Try each one and see what you think. Get a drywall sanding pole and "pad" and add some weight to it, makes a huge difference.



Greg


----------



## Homo Habilis (Jul 29, 2011)

Hmmmm, apparently it's not apparent to all those that I thought that it was apparent to and apparently experience and views change over time. 

*What Chuck said on the scotchbrite*

I've got no dog nor experience in this hunt as I'm battery/rc indoors with aluminum track. Just trying to be helpful as I'm certain we all are.


----------



## Greg Elmassian (Jan 3, 2008)

Yep, thread from 8 years ago...


The 3m stuff Chuck used is a bit more aggressive than the green scotchbrite.... there are many grades of scotchbrite, note the color of the stuff on my picture of the bridgemasters unit.


Chuck alternated between 2 locations and pictured in Arizona there.
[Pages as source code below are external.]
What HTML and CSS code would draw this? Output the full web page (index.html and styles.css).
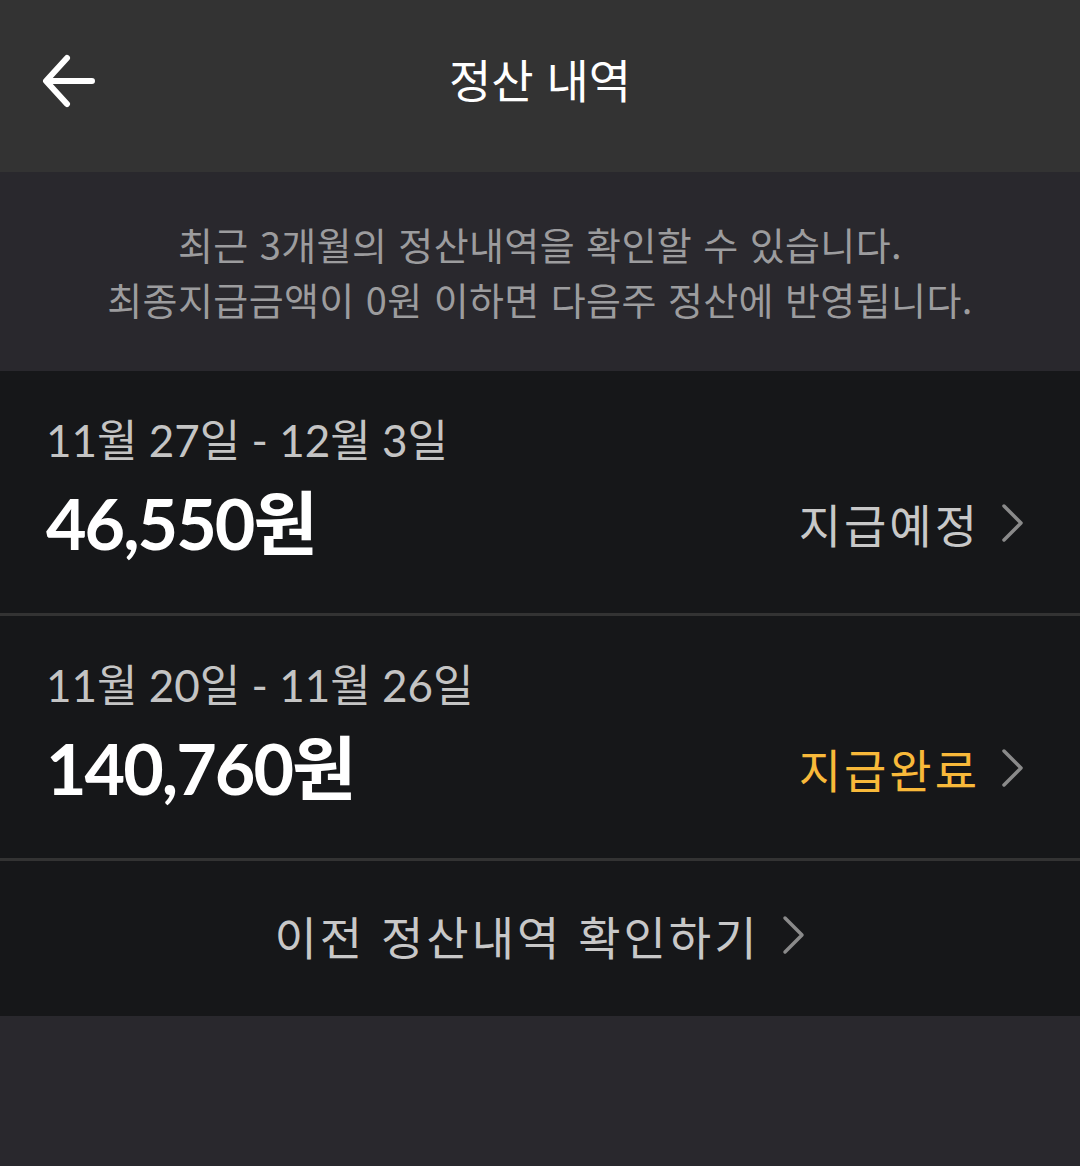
FILE: index.html
```html
<!doctype html>
<html lang="ko">
  <head>
    <meta charset="UTF-8" />
    <meta name="viewport" content="width=device-width, initial-scale=1.0" />
    <title>정산 내역</title>
    <link rel="stylesheet" href="styles.css">
  </head>

  <body>
    <div class="page">
      <div class="header">
        <div class="header-back">
          <svg width="56" height="54" viewBox="0 0 56 54">
            <path d="M51 27H7M26 4L5 27l21 23" fill="none" stroke="#fff" stroke-width="6" stroke-linecap="round" stroke-linejoin="round" />
          </svg>
        </div>
        <div class="header-title">정산 내역</div>
      </div>

      <div class="notice">
        <p>최근 3개월의 정산내역을 확인할 수 있습니다.</p>
        <p>최종지급금액이 0원 이하면 다음주 정산에 반영됩니다.</p>
      </div>

      <div class="list">
        <div class="item">
          <div class="item-info">
            <div class="item-date">11월 27일 - 12월 3일</div>
            <div class="item-amount">46,550원</div>
          </div>
          <div class="item-status">
            지급예정
            <svg class="chevron" width="24" height="40" viewBox="0 0 24 40">
              <path d="M4 3l17 17L4 37" fill="none" stroke="#8a8a8a" stroke-width="3.5" stroke-linecap="round" stroke-linejoin="round" />
            </svg>
          </div>
        </div>
        <div class="item">
          <div class="item-info">
            <div class="item-date">11월 20일 - 11월 26일</div>
            <div class="item-amount">140,760원</div>
          </div>
          <div class="item-status item-status-done">
            지급완료
            <svg class="chevron" width="24" height="40" viewBox="0 0 24 40">
              <path d="M4 3l17 17L4 37" fill="none" stroke="#8a8a8a" stroke-width="3.5" stroke-linecap="round" stroke-linejoin="round" />
            </svg>
          </div>
        </div>
        <div class="more">
          이전 정산내역 확인하기
          <svg class="chevron" width="24" height="40" viewBox="0 0 24 40">
            <path d="M4 3l17 17L4 37" fill="none" stroke="#8a8a8a" stroke-width="3.5" stroke-linecap="round" stroke-linejoin="round" />
          </svg>
        </div>
      </div>
    </div>
  </body>
</html>
```

FILE: styles.css
```css
html,
body {
  width: 100%;
  height: 100%;
  padding: 0;
  margin: 0;
  overflow: hidden;
}

body {
  background-color: #29282d;
  font-family: Lato, "Noto Sans CJK KR", sans-serif;
  color: #fff;
}

.header {
  height: 172px;
  background-color: #333333;
  display: flex;
  align-items: center;
  justify-content: center;
  position: relative;
}

.header-back {
  position: absolute;
  left: 41px;
  top: 54px;
  display: flex;
}

.header-title {
  font-family: "Noto Sans CJK KR", sans-serif;
  font-size: 46px;
  margin-top: -16px;
}

.notice {
  height: 199px;
  box-sizing: border-box;
  padding-top: 44px;
  background-color: #29282d;
  color: #9c9c9e;
  text-align: center;
  font-family: "Noto Sans CJK KR", sans-serif;
  font-size: 38px;
  letter-spacing: 0.4px;
  line-height: 55px;

  p {
    margin: 0;
  }
}

.list {
  background-color: #161719;
}

.item {
  height: 245px;
  box-sizing: border-box;
  padding: 0 56px 0 46px;
  display: flex;
  align-items: center;
  justify-content: space-between;
  border-bottom: 3px solid #333333;
}

.item-info {
  display: flex;
  flex-direction: column;
  gap: 12px;
  margin-top: -6px;
}

.item-date {
  font-size: 44px;
  color: #c4c4c4;
  line-height: 56px;
}

.item-amount {
  font-size: 70px;
  font-weight: 700;
  letter-spacing: -2px;
  line-height: 86px;
}

.item-status {
  display: flex;
  align-items: center;
  gap: 20px;
  font-family: "Noto Sans CJK KR", sans-serif;
  font-size: 46px;
  letter-spacing: 3px;
  color: #c8c8c8;
  margin-top: 62px;
}

.item-status-done {
  color: #f8b93a;
}

.more {
  height: 155px;
  display: flex;
  align-items: center;
  justify-content: center;
  gap: 22px;
  font-family: "Noto Sans CJK KR", sans-serif;
  font-size: 46px;
  letter-spacing: 3px;
  color: #c8c8c8;
  padding-bottom: 8px;
  box-sizing: border-box;
}
```
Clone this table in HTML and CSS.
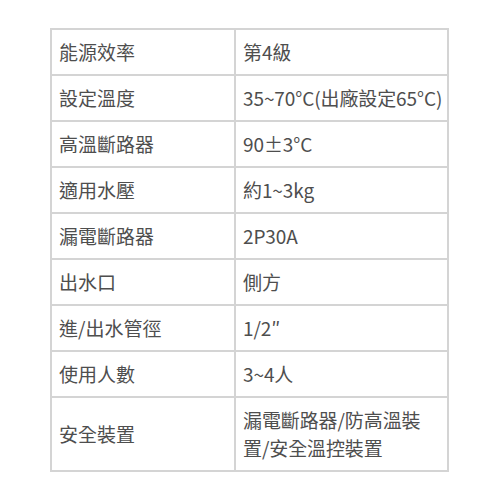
FILE: index.html
```
<!DOCTYPE html>
<html lang="zh-Hant">
<head>
<meta charset="utf-8">
<link rel="stylesheet" href="styles.css">
</head>
<body>
<div class="wrap">
<table class="spec">
  <tbody>
    <tr><td class="k">能源效率</td><td class="v">第4級</td></tr>
    <tr><td class="k">設定溫度</td><td class="v">35~70°C(出廠設定65°C)</td></tr>
    <tr><td class="k">高溫斷路器</td><td class="v">90±3°C</td></tr>
    <tr><td class="k">適用水壓</td><td class="v">約1~3kg</td></tr>
    <tr><td class="k">漏電斷路器</td><td class="v">2P30A</td></tr>
    <tr><td class="k">出水口</td><td class="v">側方</td></tr>
    <tr><td class="k">進/出水管徑</td><td class="v">1/2″</td></tr>
    <tr><td class="k">使用人數</td><td class="v">3~4人</td></tr>
    <tr><td class="k">安全裝置</td><td class="v">漏電斷路器/防高溫裝<br>置/安全溫控裝置</td></tr>
  </tbody>
</table>
</div>
</body>
</html>
```
FILE: styles.css
```
html, body {
  margin: 0;
  padding: 0;
  background: #ffffff;
}
.wrap {
  padding: 28px 51px 0 50px;
}
.spec {
  width: 399px;
  border-collapse: collapse;
  table-layout: fixed;
  font-family: "Noto Sans CJK TC", "Noto Sans", sans-serif;
  font-size: 19px;
  color: #4e4e4e;
}
.spec td {
  border: 2px solid #d4d4d4;
  padding: 8px 4px 8px 7px;
  line-height: 28px;
  vertical-align: middle;
  text-align: left;
  white-space: nowrap;
  overflow: hidden;
}
.spec .k {
  width: 171px;
}
.spec .v {
  letter-spacing: -0.1px;
}
```
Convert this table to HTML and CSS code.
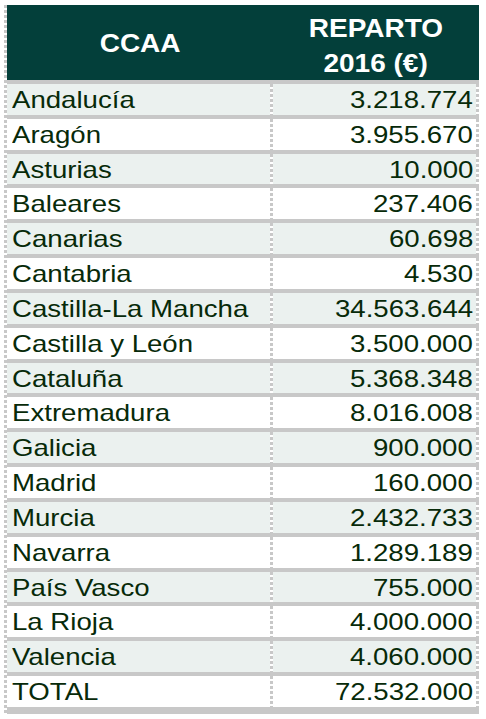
FILE: index.html
```html
<!DOCTYPE html>
<html lang="es">
<head>
<meta charset="utf-8">
<title>Reparto 2016</title>
<link rel="stylesheet" href="styles.css">
</head>
<body>
<div class="sheet">
  <div class="head">
    <div class="hcell hcell-single"><span class="sx">CCAA</span></div>
    <div class="hcell"><span class="sx">REPARTO</span><br><span class="sx">2016 (€)</span></div>
  </div>
  <div class="row alt"><div class="name"><span class="sx">Andalucía</span></div><div class="sep"></div><div class="val"><span class="sx">3.218.774</span></div><div class="edge"></div></div>
  <div class="row"><div class="name"><span class="sx">Aragón</span></div><div class="sep"></div><div class="val"><span class="sx">3.955.670</span></div><div class="edge"></div></div>
  <div class="row alt"><div class="name"><span class="sx">Asturias</span></div><div class="sep"></div><div class="val"><span class="sx">10.000</span></div><div class="edge"></div></div>
  <div class="row"><div class="name"><span class="sx">Baleares</span></div><div class="sep"></div><div class="val"><span class="sx">237.406</span></div><div class="edge"></div></div>
  <div class="row alt"><div class="name"><span class="sx">Canarias</span></div><div class="sep"></div><div class="val"><span class="sx">60.698</span></div><div class="edge"></div></div>
  <div class="row"><div class="name"><span class="sx">Cantabria</span></div><div class="sep"></div><div class="val"><span class="sx">4.530</span></div><div class="edge"></div></div>
  <div class="row alt"><div class="name"><span class="sx">Castilla-La Mancha</span></div><div class="sep"></div><div class="val"><span class="sx">34.563.644</span></div><div class="edge"></div></div>
  <div class="row"><div class="name"><span class="sx">Castilla y León</span></div><div class="sep"></div><div class="val"><span class="sx">3.500.000</span></div><div class="edge"></div></div>
  <div class="row alt"><div class="name"><span class="sx">Cataluña</span></div><div class="sep"></div><div class="val"><span class="sx">5.368.348</span></div><div class="edge"></div></div>
  <div class="row"><div class="name"><span class="sx">Extremadura</span></div><div class="sep"></div><div class="val"><span class="sx">8.016.008</span></div><div class="edge"></div></div>
  <div class="row alt"><div class="name"><span class="sx">Galicia</span></div><div class="sep"></div><div class="val"><span class="sx">900.000</span></div><div class="edge"></div></div>
  <div class="row"><div class="name"><span class="sx">Madrid</span></div><div class="sep"></div><div class="val"><span class="sx">160.000</span></div><div class="edge"></div></div>
  <div class="row alt"><div class="name"><span class="sx">Murcia</span></div><div class="sep"></div><div class="val"><span class="sx">2.432.733</span></div><div class="edge"></div></div>
  <div class="row"><div class="name"><span class="sx">Navarra</span></div><div class="sep"></div><div class="val"><span class="sx">1.289.189</span></div><div class="edge"></div></div>
  <div class="row alt"><div class="name"><span class="sx">País Vasco</span></div><div class="sep"></div><div class="val"><span class="sx">755.000</span></div><div class="edge"></div></div>
  <div class="row"><div class="name"><span class="sx">La Rioja</span></div><div class="sep"></div><div class="val"><span class="sx">4.000.000</span></div><div class="edge"></div></div>
  <div class="row alt"><div class="name"><span class="sx">Valencia</span></div><div class="sep"></div><div class="val"><span class="sx">4.060.000</span></div><div class="edge"></div></div>
  <div class="row last"><div class="name"><span class="sx">TOTAL</span></div><div class="sep"></div><div class="val"><span class="sx">72.532.000</span></div><div class="edge"></div></div>
</div>
</body>
</html>
```
FILE: styles.css
```css
html, body {
  margin: 0;
  padding: 0;
  background: #ffffff;
}

.sheet {
  margin: 5px 0 0 4px;
  padding-left: 3px;
  width: 472px;
  background: repeating-linear-gradient(to bottom, #c8c8c8 0 3px, transparent 3px 5px) left top / 3px 100% no-repeat;
  font-family: "Liberation Sans", Arial, sans-serif;
}

.head {
  display: grid;
  grid-template-columns: 266px 206px;
  height: 75px;
  background: #033f3a;
  color: #ffffff;
  font-weight: bold;
  font-size: 25px;
  line-height: 35px;
  text-align: center;
}

.hcell {
  padding-top: 5.5px;
}

.hcell-single {
  padding-top: 21px;
}

.sx {
  display: inline-block;
  transform: scaleX(1.12);
}

.row {
  display: grid;
  grid-template-columns: 263px 3px 203px 3px;
  height: 30.83px;
  border-top: 4px solid #c8c8c8;
  background: #ffffff;
  color: #072a09;
  font-size: 24px;
  line-height: 26px;
}

.row.alt {
  background: #ebf1ef;
}

.row.last {
  border-bottom: 7px solid #c8c8c8;
}

.name,
.val {
  padding-top: 3px;
  white-space: nowrap;
}

.name {
  padding-left: 5px;
}

.row .sx {
  transform: scaleX(1.15);
}

.name .sx {
  transform-origin: left center;
}

.val {
  padding-right: 3px;
  text-align: right;
}

.val .sx {
  transform-origin: right center;
}

.sep,
.edge {
  background: repeating-linear-gradient(to bottom, #c8c8c8 0 3px, #ffffff 3px 5px);
}
```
In the intervening 8 years I have had occasion to compare scotchbrite types and the drywall sandpaper, and I favor the drywall sandpaper for the reasons I have given.


I have also the experience of our 120+ member club that I am with, and for brass track, I would go with a weighted drywall sander on a pole and slightly worn drywall sandpaper.


If I had brass track, and wanted to run a car around, I still prefer the bridgmasters car...


I have an extensive page on a number of different solutions:
https://elmassian.com/index.php/large-scale-train-main-page/track-aamp-switches/track-cleaning


There's many solutions...


Greg


----------



## Mike Flea (Apr 8, 2014)

I've used a red scotchbrite, it is a drywall sanding pad, mounted on a swivel head to get around curves and turnouts. The red is a little heavier grit than the green, works good imo.


----------



## Greg Elmassian (Jan 3, 2008)

I agree, when you have significant oxidation, green is a bit too lightweight.


Still, it can snag a bit on points.


Greg


----------



## SophieB (Nov 22, 2015)

I am in the drywall sander camp. I've tried green and red Scotch Brites, for me they don't work as well and the sander on a pole is simplicity to use.


----------



## Dan Pierce (Jan 2, 2008)

I am lazy, I just use the LGB 20670 track cleaner. I converted mine to Zimo DCC and can clean both forward and reverse.


----------



## SophieB (Nov 22, 2015)

Dan Pierce said:


> I am lazy, I just use the LGB 20670 track cleaner. I converted mine to Zimo DCC and can clean both forward and reverse.


<laugh> I am too, but the cleaning loco wasn't one of the choices being discussed. We have two of them, but I find that they won't go smoothly around the track if I don't lightly go over it first with the drywall sander. I walk once around the track using the drywall sander (lightly) which also makes me look for obstructions and errant weeds as we have a ground level layout.


----------